Analogue: Have you learned some hard lessons along the way about your engagement with this attention economy and what it takes from you in some personal way?
Jesca: Absolutely. I don't know exactly what I want to say about it, but with the making of records comes… I’m going to say attention grab, whether it be the team or the artist or whoever is grabbing for it. So it could be radio or it could be press. It could be paper. It could be online. It could be social, it could be Instagram or Facebook. There's only so much real estate in all of those territories.
So when you make a record, the recording process, that whole relationship is compromised by that element of the process. It comes part and parcel with any industry, I suppose, that requires consumption. So it's about negotiating how you're going to interact with the people that support you, to find a way to do it that feels good to you.
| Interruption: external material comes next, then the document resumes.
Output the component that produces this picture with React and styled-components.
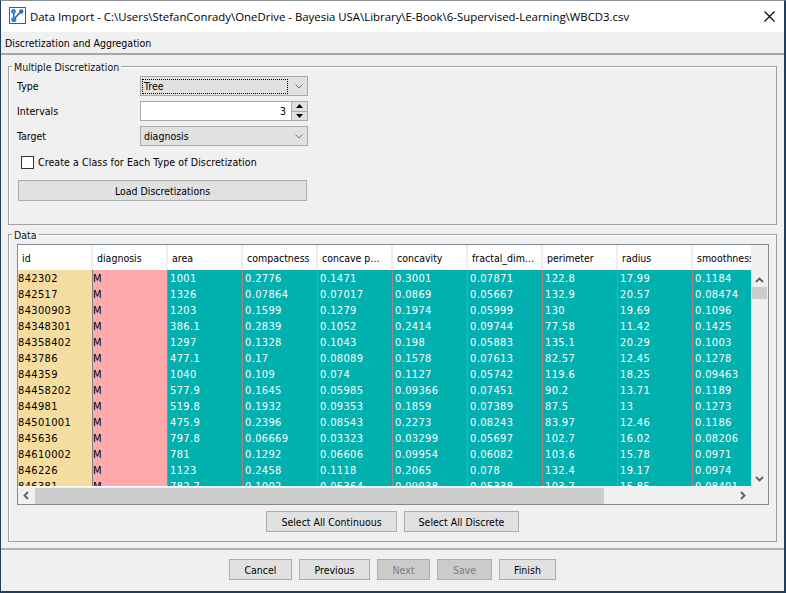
import React from "react";
import styled, { createGlobalStyle } from "styled-components";

const Global = createGlobalStyle`
  html, body { margin: 0; padding: 0; width: 786px; height: 593px; overflow: hidden; background: #f0f0f0; }
  * { box-sizing: border-box; }
`;
const font = `"Open Sans", "Liberation Sans", Arial, sans-serif`;
const uiFont = `"DejaVu Sans Condensed", "Liberation Sans", Arial, sans-serif`;

const Win = styled.div`
  width: 786px; height: 593px; display: flex; flex-direction: column;
  background: #f0f0f0; border: 1px solid #2b4a66; border-width: 1px 2px 2px 1px;
  border-color: #8a8f94 #1f3f5c #1f3f5c #1f3f5c;
  font-family: ${uiFont}; font-size: 10.5px; color: #000;
`;
const TitleBar = styled.div`
  height: 31px; background: #fff; display: flex; align-items: center; padding: 0 9px 0 8px; flex: none;
`;
const IconSlot = styled.div`display: flex; margin-bottom: 2px;`;
const TitleText = styled.div`
  font-family: ${font}; font-size: 11.4px; margin-left: 4px; flex: 1; white-space: nowrap; color: #000;
`;
const TabTitle = styled.div`
  height: 23px; flex: none; display: flex; align-items: center; padding: 1px 0 0 4px;
  border-bottom: 2px solid #a6a6a6;
`;
const Content = styled.div`
  flex: 1; padding: 5px 7px 0 7px; display: flex; flex-direction: column; gap: 3px;
`;
const Group = styled.fieldset`
  margin: 0; padding: 0; border: 1px solid #a0a0a0; box-shadow: inset 1px 1px 0 #fff;
  height: ${p => p.$h}px; min-width: 0; flex: none;
`;
const Legend = styled.legend`
  padding: 0 2px; margin-left: 3px; line-height: 12px; color: #111; position: relative; top: 1px;
`;
const Form = styled.div`
  padding: 4px 8px 0 8px; width: 310px;
`;
const FormRow = styled.div`
  display: grid; grid-template-columns: 123px 168px; align-items: center; height: 20px; margin-bottom: 5px;
`;
const Label = styled.div``;
const Combo = styled.div`
  height: 20px; border: 1px solid #a8a8a8; background: #e1e1e1; display: flex; align-items: center;
  justify-content: space-between; padding: 0 4px 0 1px;
`;
const ComboValue = styled.div`
  flex: 1; margin-right: 7px; height: 15px; line-height: 13px; padding-left: 1px;
  border: 1px dotted ${p => p.$focus ? "#000" : "transparent"};
`;
const Spinner = styled.div`
  height: 20px; border: 1px solid #a8a8a8; background: #fff; display: flex; justify-content: flex-end; align-items: stretch;
`;
const SpinValue = styled.div`flex: 1; text-align: right; padding-right: 5px; line-height: 18px;`;
const SpinBtns = styled.div`
  width: 16px; background: #e1e1e1; border-left: 1px solid #a8a8a8; display: flex; flex-direction: column;
  > div { flex: 1; display: flex; align-items: center; justify-content: center; }
  > div + div { border-top: 1px solid #a8a8a8; }
`;
const CheckRow = styled.div`
  display: flex; align-items: center; gap: 4px; height: 16px; margin: 8px 0 0 4px; letter-spacing: 0.1px; white-space: nowrap;
`;
const CheckBox = styled.div`width: 13px; height: 13px; border: 1px solid #333; background: #fff;`;
const Button = styled.div`
  height: 21px; width: ${p => p.$w}px; border: 1px solid #adadad;
  background: ${p => p.$disabled ? "#cbcbcb" : "#e1e1e1"}; color: ${p => p.$disabled ? "#7d7d7d" : "#000"};
  display: flex; align-items: center; justify-content: center; flex: none;
`;
const LoadWrap = styled.div`margin-top: 10px; margin-left: 1px;`;
const TableFrame = styled.div`
  margin: 4px 7px 0 8px; height: 261px; border: 1px solid #7f8a94;
  display: grid; grid-template-columns: 733px 17px; grid-template-rows: 25px 217px 17px; background: #f0f0f0;
`;
const HeaderRow = styled.div`
  display: flex; overflow: hidden; background: #fff; grid-column: 1;
`;
const HeaderCell = styled.div`
  flex: 0 0 75px; padding: 1px 0 0 4px; border-right: 2px solid #eeeeee; line-height: 24px; white-space: nowrap; overflow: hidden;
`;
const Corner = styled.div`background: #f0f0f0;`;
const Body = styled.div`overflow: hidden; grid-column: 1; border-bottom: 1px solid #fff;`;
const Row = styled.div`display: flex; height: 16px;`;
const Cell = styled.div`
  flex: 0 0 75px; height: 16px; line-height: 17px; font-size: 11px; letter-spacing: 0.35px; white-space: nowrap; overflow: hidden;
  padding-left: ${p => p.$kind === "num" ? 2 : 0}px;
  background: ${p => p.$kind === "id" ? "#f5dc9f" : p.$kind === "cat" ? "#ffa9ac" : "#00b1b0"};
  color: ${p => p.$kind === "num" ? "#fff" : "#000"};
  border-right: 1px solid ${p => p.$kind === "id" ? "#80808a" : "#b07f80"};
`;
const VBar = styled.div`
  grid-column: 2; grid-row: 2; background: #f0f0f0; display: flex; flex-direction: column; align-items: center; padding: 7px 0 5px;
`;
const VThumb = styled.div`width: 15px; height: 12px; background: #cdcdcd; margin-top: 4px;`;
const Spacer = styled.div`flex: 1;`;
const HBar = styled.div`
  grid-column: 1 / span 1; grid-row: 3; background: #f0f0f0; display: flex; align-items: center; padding: 0 5px;
`;
const HThumb = styled.div`width: 569px; height: 16px; background: #cdcdcd; margin-left: 6px;`;
const CenterButtons = styled.div`
  display: flex; justify-content: center; gap: 7px; margin-top: 6px;
`;
const Footer = styled.div`
  flex: none; height: 44px; border-top: 2px solid #b0b0b0; margin-top: 6px; display: flex; justify-content: center; align-items: center; gap: 7px;
  padding-bottom: 3px;
`;

const Chev = ({ d, w = 8, h = 5, c = "#707070", sw = 1 }) => (
  <svg width={w} height={h} viewBox={`0 0 ${w} ${h}`} fill="none"><path d={d} stroke={c} strokeWidth={sw} /></svg>
);
const Tri = ({ up }) => (
  <svg width="7" height="4" viewBox="0 0 7 4"><path d={up ? "M3.5 0L7 4H0Z" : "M0 0H7L3.5 4Z"} fill="#000" /></svg>
);

const headers = ["id","diagnosis","area","compactness","concave p…","concavity","fractal_dim…","perimeter","radius","smoothness"];
const rows = `842302 M 1001 0.2776 0.1471 0.3001 0.07871 122.8 17.99 0.1184
842517 M 1326 0.07864 0.07017 0.0869 0.05667 132.9 20.57 0.08474
84300903 M 1203 0.1599 0.1279 0.1974 0.05999 130 19.69 0.1096
84348301 M 386.1 0.2839 0.1052 0.2414 0.09744 77.58 11.42 0.1425
84358402 M 1297 0.1328 0.1043 0.198 0.05883 135.1 20.29 0.1003
843786 M 477.1 0.17 0.08089 0.1578 0.07613 82.57 12.45 0.1278
844359 M 1040 0.109 0.074 0.1127 0.05742 119.6 18.25 0.09463
84458202 M 577.9 0.1645 0.05985 0.09366 0.07451 90.2 13.71 0.1189
844981 M 519.8 0.1932 0.09353 0.1859 0.07389 87.5 13 0.1273
84501001 M 475.9 0.2396 0.08543 0.2273 0.08243 83.97 12.46 0.1186
845636 M 797.8 0.06669 0.03323 0.03299 0.05697 102.7 16.02 0.08206
84610002 M 781 0.1292 0.06606 0.09954 0.06082 103.6 15.78 0.0971
846226 M 1123 0.2458 0.1118 0.2065 0.078 132.4 19.17 0.0974
846381 M 782.7 0.1002 0.05364 0.09938 0.05338 103.7 15.85 0.08401`.split("\n").map(r => r.split(" "));

const AppIcon = () => (
  <svg width="17" height="17" viewBox="0 0 17 17">
    <rect x="0.5" y="0.5" width="16" height="16" fill="#fff" stroke="#1f5fc4" />
    <path d="M4.5 12.5L5 5M5 12L12 4.5" stroke="#1c4fa8" strokeWidth="1.4" fill="none" />
    <circle cx="4.5" cy="4.5" r="2.4" fill="#1e88e5" />
    <circle cx="12.2" cy="4.5" r="2.2" fill="#1e6fd0" />
    <circle cx="4.8" cy="12.5" r="2.6" fill="#1e88e5" />
  </svg>
);
const CloseIcon = () => (
  <svg width="11" height="11" viewBox="0 0 11 11"><path d="M0.5 0.5L10.5 10.5M10.5 0.5L0.5 10.5" stroke="#000" strokeWidth="1.1" /></svg>
);

export default function App() {
  return (
    <Win>
      <Global />
      <TitleBar>
        <IconSlot><AppIcon /></IconSlot>
        <TitleText>Data Import - C:\Users\StefanConrady\OneDrive - Bayesia USA\Library\E-Book\6-Supervised-Learning\WBCD3.csv</TitleText>
        <CloseIcon />
      </TitleBar>
      <TabTitle>Discretization and Aggregation</TabTitle>
      <Content>
        <Group $h={165}>
          <Legend>Multiple Discretization</Legend>
          <Form>
            <FormRow>
              <Label>Type</Label>
              <Combo><ComboValue $focus>Tree</ComboValue><Chev d="M0.5 0.5L4 4L7.5 0.5" /></Combo>
            </FormRow>
            <FormRow>
              <Label>Intervals</Label>
              <Spinner><SpinValue>3</SpinValue><SpinBtns><div><Tri up /></div><div><Tri /></div></SpinBtns></Spinner>
            </FormRow>
            <FormRow>
              <Label>Target</Label>
              <Combo><ComboValue>diagnosis</ComboValue><Chev d="M0.5 0.5L4 4L7.5 0.5" /></Combo>
            </FormRow>
            <CheckRow><CheckBox />Create a Class for Each Type of Discretization</CheckRow>
            <LoadWrap><Button $w={289}>Load Discretizations</Button></LoadWrap>
          </Form>
        </Group>
        <Group $h={314}>
          <Legend>Data</Legend>
          <TableFrame>
            <HeaderRow>{headers.map(h => <HeaderCell key={h}>{h}</HeaderCell>)}</HeaderRow>
            <Corner />
            <Body>
              {rows.map(r => (
                <Row key={r[0]}>
                  {r.map((v, i) => <Cell key={i} $kind={i === 0 ? "id" : i === 1 ? "cat" : "num"}>{v}</Cell>)}
                </Row>
              ))}
            </Body>
            <VBar>
              <Chev d="M1 5L4.5 1.5L8 5" w={9} h={6} sw={1.8} c="#606060" />
              <VThumb />
              <Spacer />
              <Chev d="M1 1L4.5 4.5L8 1" w={9} h={6} sw={1.8} c="#606060" />
            </VBar>
            <HBar>
              <Chev d="M5 1L1.5 4.5L5 8" w={6} h={9} sw={1.8} c="#606060" />
              <HThumb />
              <Spacer />
              <Chev d="M1 1L4.5 4.5L1 8" w={6} h={9} sw={1.8} c="#606060" />
            </HBar>
            <Corner />
          </TableFrame>
          <CenterButtons>
            <Button $w={131}>Select All Continuous</Button>
            <Button $w={115}>Select All Discrete</Button>
          </CenterButtons>
        </Group>
      </Content>
      <Footer>
        <Button $w={63}>Cancel</Button>
        <Button $w={71}>Previous</Button>
        <Button $w={53} $disabled>Next</Button>
        <Button $w={55} $disabled>Save</Button>
        <Button $w={57}>Finish</Button>
      </Footer>
    </Win>
  );
}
You have to adjust to the fact that when you started to make records for a living, you were actually expected to become your own PR person, filmmaker, promoter, all of those things. The industry has very much changed. So when you're doing all those things yourself, you have to manage your time really carefully.
Analogue: Is it surprising to you the way that some of your relationships with the songs have changed as you revisit and re-record them?
Jesca: Some of them I perform all the time. Some of them I haven't played since I recorded them.
The thing that is most enjoyable about the process is that the recordings are really fluid because they're just single takes. A lot of times, when you make a record, you have the editing power to remove all of the flaws. You know, you can take out anything that irritates you. In this particular process, the song, that one performance is the thing, and they're going to have flaws.
It’s really just about the relationship between the voices and these really pared-down arrangements. So it really highlights how the songs stand up in their own way. They’re very unusual. They're very unusual songs. Even if one of them sounds familiar, I don't know if I have the ability to write on the nose in a genre. So I'm influenced by genre that comes from wherever it comes from. I don't even necessarily want genres influencing a song when I'm writing it. But the songs are unusual.
So when you strip them even further back, you can hear how unusual they are. But you have to listen because they sound familiar at the same time.
Analogue: What’s that like to come back to these songs that you haven’t really touched since you recorded them the first time?
Jesca: Yeah. It's great because they felt really topical. It was in 2014 that I recorded them, and I've been through maybe one or two cycles of life since that time. But I'm like, ‘Oh my God, I feel like I could have written this about now!’ All of them feel relevant to my life now and also to the political climate.